GIVEN MATERIAL
☆ ☆ ☆ ☆
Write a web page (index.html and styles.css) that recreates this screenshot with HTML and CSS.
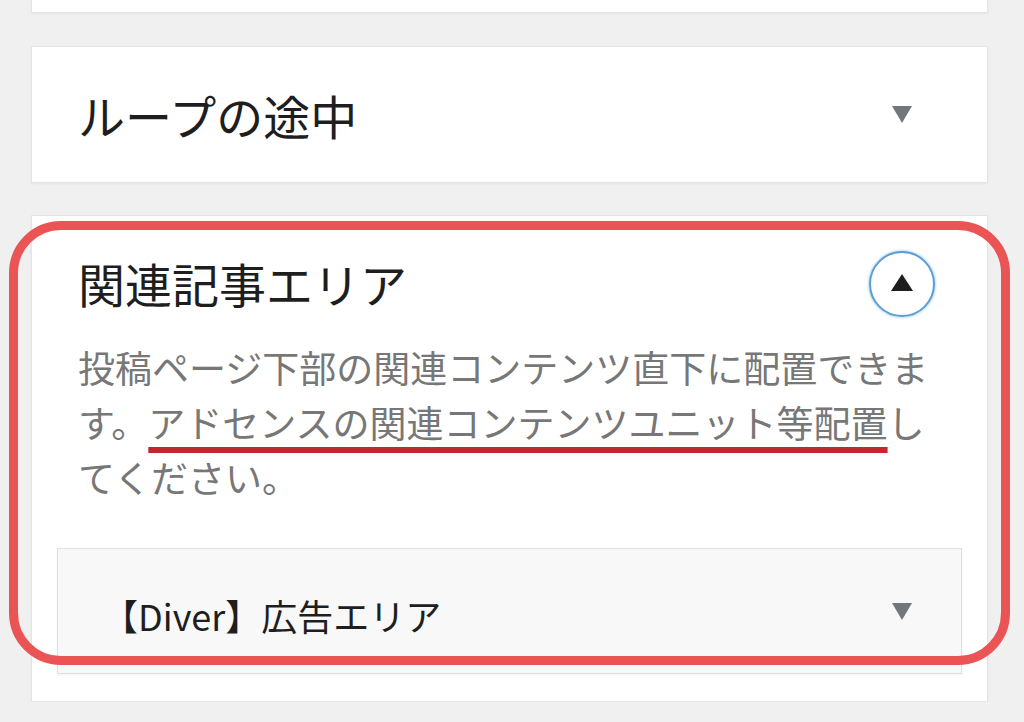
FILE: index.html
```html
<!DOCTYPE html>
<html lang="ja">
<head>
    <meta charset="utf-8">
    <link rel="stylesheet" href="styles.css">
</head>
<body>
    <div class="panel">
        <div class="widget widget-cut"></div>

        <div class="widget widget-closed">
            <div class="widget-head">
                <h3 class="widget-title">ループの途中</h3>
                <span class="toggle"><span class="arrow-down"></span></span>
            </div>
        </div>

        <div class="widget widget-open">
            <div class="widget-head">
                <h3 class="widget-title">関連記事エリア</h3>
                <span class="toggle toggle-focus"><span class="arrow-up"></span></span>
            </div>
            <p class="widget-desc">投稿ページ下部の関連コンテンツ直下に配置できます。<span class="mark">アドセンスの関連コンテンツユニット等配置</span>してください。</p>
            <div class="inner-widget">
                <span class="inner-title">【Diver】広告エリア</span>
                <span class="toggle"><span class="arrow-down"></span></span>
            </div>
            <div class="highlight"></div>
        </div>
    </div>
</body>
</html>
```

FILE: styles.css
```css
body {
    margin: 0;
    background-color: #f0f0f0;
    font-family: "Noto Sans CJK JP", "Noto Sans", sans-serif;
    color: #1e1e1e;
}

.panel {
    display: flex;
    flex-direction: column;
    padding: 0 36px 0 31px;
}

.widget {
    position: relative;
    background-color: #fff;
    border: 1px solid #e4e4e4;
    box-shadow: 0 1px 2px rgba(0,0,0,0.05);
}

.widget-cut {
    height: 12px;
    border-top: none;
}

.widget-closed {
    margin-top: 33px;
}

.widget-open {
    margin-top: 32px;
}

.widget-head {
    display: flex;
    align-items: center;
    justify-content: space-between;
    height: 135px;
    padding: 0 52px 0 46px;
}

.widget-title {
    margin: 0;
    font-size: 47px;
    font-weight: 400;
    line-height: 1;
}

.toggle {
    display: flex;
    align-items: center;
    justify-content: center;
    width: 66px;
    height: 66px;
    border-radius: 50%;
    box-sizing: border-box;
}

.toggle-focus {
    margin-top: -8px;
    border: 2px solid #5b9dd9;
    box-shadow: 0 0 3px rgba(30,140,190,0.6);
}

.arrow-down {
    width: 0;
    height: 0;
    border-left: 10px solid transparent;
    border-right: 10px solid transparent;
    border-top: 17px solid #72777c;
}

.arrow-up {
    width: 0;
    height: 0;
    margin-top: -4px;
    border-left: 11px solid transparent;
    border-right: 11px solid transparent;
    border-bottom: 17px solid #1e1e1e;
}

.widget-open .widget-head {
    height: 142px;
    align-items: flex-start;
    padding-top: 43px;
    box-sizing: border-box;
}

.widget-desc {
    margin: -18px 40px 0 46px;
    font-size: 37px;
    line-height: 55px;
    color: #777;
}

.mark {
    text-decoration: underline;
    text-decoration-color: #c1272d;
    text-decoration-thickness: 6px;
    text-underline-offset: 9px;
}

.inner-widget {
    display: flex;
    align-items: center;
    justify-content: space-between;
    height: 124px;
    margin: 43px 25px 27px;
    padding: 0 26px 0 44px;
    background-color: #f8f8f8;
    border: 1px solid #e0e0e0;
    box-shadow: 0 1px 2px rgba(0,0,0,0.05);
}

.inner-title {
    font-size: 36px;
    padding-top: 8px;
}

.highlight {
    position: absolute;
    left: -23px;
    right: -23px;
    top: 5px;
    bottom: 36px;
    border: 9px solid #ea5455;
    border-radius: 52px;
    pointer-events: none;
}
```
☆ ☆ ☆ ☆
WHAT TO PRODUCE
Reproduce the material word for word, minus the images.

THE OUTPUT
Write a web page (index.html and styles.css) that recreates this screenshot with HTML and CSS.
FILE: index.html
```html
<!DOCTYPE html>
<html lang="ja">
<head>
    <meta charset="utf-8">
    <link rel="stylesheet" href="styles.css">
</head>
<body>
    <div class="panel">
        <div class="widget widget-cut"></div>

        <div class="widget widget-closed">
            <div class="widget-head">
                <h3 class="widget-title">ループの途中</h3>
                <span class="toggle"><span class="arrow-down"></span></span>
            </div>
        </div>

        <div class="widget widget-open">
            <div class="widget-head">
                <h3 class="widget-title">関連記事エリア</h3>
                <span class="toggle toggle-focus"><span class="arrow-up"></span></span>
            </div>
            <p class="widget-desc">投稿ページ下部の関連コンテンツ直下に配置できます。<span class="mark">アドセンスの関連コンテンツユニット等配置</span>してください。</p>
            <div class="inner-widget">
                <span class="inner-title">【Diver】広告エリア</span>
                <span class="toggle"><span class="arrow-down"></span></span>
            </div>
            <div class="highlight"></div>
        </div>
    </div>
</body>
</html>
```

FILE: styles.css
```css
body {
    margin: 0;
    background-color: #f0f0f0;
    font-family: "Noto Sans CJK JP", "Noto Sans", sans-serif;
    color: #1e1e1e;
}

.panel {
    display: flex;
    flex-direction: column;
    padding: 0 36px 0 31px;
}

.widget {
    position: relative;
    background-color: #fff;
    border: 1px solid #e4e4e4;
    box-shadow: 0 1px 2px rgba(0,0,0,0.05);
}

.widget-cut {
    height: 12px;
    border-top: none;
}

.widget-closed {
    margin-top: 33px;
}

.widget-open {
    margin-top: 32px;
}

.widget-head {
    display: flex;
    align-items: center;
    justify-content: space-between;
    height: 135px;
    padding: 0 52px 0 46px;
}

.widget-title {
    margin: 0;
    font-size: 47px;
    font-weight: 400;
    line-height: 1;
}

.toggle {
    display: flex;
    align-items: center;
    justify-content: center;
    width: 66px;
    height: 66px;
    border-radius: 50%;
    box-sizing: border-box;
}

.toggle-focus {
    margin-top: -8px;
    border: 2px solid #5b9dd9;
    box-shadow: 0 0 3px rgba(30,140,190,0.6);
}

.arrow-down {
    width: 0;
    height: 0;
    border-left: 10px solid transparent;
    border-right: 10px solid transparent;
    border-top: 17px solid #72777c;
}

.arrow-up {
    width: 0;
    height: 0;
    margin-top: -4px;
    border-left: 11px solid transparent;
    border-right: 11px solid transparent;
    border-bottom: 17px solid #1e1e1e;
}

.widget-open .widget-head {
    height: 142px;
    align-items: flex-start;
    padding-top: 43px;
    box-sizing: border-box;
}

.widget-desc {
    margin: -18px 40px 0 46px;
    font-size: 37px;
    line-height: 55px;
    color: #777;
}

.mark {
    text-decoration: underline;
    text-decoration-color: #c1272d;
    text-decoration-thickness: 6px;
    text-underline-offset: 9px;
}

.inner-widget {
    display: flex;
    align-items: center;
    justify-content: space-between;
    height: 124px;
    margin: 43px 25px 27px;
    padding: 0 26px 0 44px;
    background-color: #f8f8f8;
    border: 1px solid #e0e0e0;
    box-shadow: 0 1px 2px rgba(0,0,0,0.05);
}

.inner-title {
    font-size: 36px;
    padding-top: 8px;
}

.highlight {
    position: absolute;
    left: -23px;
    right: -23px;
    top: 5px;
    bottom: 36px;
    border: 9px solid #ea5455;
    border-radius: 52px;
    pointer-events: none;
}
```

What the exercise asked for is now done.